§ Data section

____

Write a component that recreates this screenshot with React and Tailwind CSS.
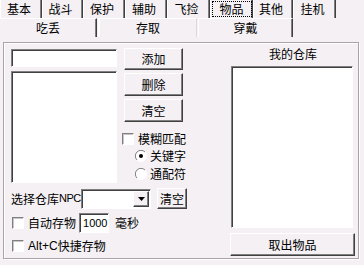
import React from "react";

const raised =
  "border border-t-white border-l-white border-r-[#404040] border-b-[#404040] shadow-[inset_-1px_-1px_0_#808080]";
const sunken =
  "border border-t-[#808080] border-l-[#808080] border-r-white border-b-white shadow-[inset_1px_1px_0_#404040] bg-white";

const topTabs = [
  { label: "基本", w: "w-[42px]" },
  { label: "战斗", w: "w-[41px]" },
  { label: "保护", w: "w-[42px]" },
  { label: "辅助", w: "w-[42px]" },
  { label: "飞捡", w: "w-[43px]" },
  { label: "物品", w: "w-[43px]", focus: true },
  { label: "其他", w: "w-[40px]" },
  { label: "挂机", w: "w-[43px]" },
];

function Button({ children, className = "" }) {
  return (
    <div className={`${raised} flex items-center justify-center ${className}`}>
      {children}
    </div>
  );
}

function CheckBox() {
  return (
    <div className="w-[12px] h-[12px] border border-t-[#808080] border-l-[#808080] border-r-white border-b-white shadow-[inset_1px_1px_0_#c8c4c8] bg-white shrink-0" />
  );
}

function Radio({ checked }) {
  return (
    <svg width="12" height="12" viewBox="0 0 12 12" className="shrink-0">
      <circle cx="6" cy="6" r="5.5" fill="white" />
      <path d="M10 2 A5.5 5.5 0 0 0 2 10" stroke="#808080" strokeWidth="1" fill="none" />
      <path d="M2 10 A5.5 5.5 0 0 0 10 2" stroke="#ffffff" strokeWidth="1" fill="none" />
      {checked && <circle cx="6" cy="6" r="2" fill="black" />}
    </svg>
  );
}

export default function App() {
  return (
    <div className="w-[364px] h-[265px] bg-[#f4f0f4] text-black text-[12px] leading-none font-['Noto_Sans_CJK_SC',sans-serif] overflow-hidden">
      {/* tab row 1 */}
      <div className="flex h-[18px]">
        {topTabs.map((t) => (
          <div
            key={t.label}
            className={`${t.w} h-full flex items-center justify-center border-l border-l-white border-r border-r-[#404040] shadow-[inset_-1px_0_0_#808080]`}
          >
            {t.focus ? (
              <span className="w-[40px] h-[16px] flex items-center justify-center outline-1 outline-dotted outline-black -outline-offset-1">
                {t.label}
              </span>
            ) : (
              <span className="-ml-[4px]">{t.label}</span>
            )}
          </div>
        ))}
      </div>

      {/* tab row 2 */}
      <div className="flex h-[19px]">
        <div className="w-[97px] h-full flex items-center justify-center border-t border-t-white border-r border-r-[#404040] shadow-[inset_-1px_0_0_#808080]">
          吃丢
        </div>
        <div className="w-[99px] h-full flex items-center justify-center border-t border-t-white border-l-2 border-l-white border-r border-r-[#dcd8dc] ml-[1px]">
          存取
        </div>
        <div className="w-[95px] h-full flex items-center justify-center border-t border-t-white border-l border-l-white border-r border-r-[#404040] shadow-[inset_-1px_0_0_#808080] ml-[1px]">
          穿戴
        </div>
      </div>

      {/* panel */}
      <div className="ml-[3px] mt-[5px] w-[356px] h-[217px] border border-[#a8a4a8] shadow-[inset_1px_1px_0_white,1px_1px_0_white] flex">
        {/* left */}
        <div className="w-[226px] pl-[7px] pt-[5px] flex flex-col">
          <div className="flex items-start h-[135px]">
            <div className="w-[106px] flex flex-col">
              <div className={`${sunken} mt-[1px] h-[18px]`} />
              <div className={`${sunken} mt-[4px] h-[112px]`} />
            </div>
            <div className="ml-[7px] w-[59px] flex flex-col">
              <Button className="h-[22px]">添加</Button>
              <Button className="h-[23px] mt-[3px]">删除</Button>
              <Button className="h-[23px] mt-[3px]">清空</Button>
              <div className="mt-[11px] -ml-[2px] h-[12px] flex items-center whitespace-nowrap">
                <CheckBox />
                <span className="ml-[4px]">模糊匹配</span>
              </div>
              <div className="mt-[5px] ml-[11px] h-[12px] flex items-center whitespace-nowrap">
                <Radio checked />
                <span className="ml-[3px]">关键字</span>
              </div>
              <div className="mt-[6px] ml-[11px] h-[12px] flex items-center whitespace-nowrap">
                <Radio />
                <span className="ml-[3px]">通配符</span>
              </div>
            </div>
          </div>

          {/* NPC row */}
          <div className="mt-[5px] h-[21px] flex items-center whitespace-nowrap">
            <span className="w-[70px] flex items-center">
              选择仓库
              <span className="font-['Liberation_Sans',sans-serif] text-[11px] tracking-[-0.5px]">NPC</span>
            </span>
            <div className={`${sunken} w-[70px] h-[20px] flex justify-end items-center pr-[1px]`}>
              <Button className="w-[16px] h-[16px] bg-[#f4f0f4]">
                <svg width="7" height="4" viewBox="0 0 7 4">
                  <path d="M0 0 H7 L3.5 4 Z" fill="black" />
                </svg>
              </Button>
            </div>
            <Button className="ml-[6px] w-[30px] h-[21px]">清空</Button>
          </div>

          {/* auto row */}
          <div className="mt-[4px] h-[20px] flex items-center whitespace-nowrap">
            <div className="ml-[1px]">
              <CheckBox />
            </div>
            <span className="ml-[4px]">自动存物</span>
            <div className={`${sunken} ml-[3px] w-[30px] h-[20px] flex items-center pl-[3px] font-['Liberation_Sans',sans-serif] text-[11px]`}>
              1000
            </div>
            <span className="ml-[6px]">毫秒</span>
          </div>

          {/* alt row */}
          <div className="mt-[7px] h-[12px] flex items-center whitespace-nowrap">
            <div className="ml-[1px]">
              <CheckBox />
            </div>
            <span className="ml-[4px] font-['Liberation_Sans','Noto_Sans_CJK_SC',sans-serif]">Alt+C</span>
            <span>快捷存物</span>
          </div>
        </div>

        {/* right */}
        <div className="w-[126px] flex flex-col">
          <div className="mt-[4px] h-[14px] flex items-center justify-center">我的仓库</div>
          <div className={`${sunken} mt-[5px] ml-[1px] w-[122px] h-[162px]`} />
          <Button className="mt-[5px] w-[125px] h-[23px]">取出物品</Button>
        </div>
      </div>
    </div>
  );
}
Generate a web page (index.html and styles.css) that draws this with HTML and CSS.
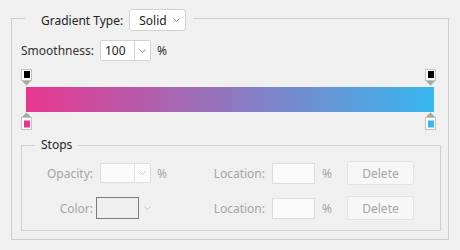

____

§ What is expected
Look over the listing. Pull out every line with the string "React" in it.

§ Right answer
Write a component that recreates this screenshot with React and Tailwind CSS.
import React from "react";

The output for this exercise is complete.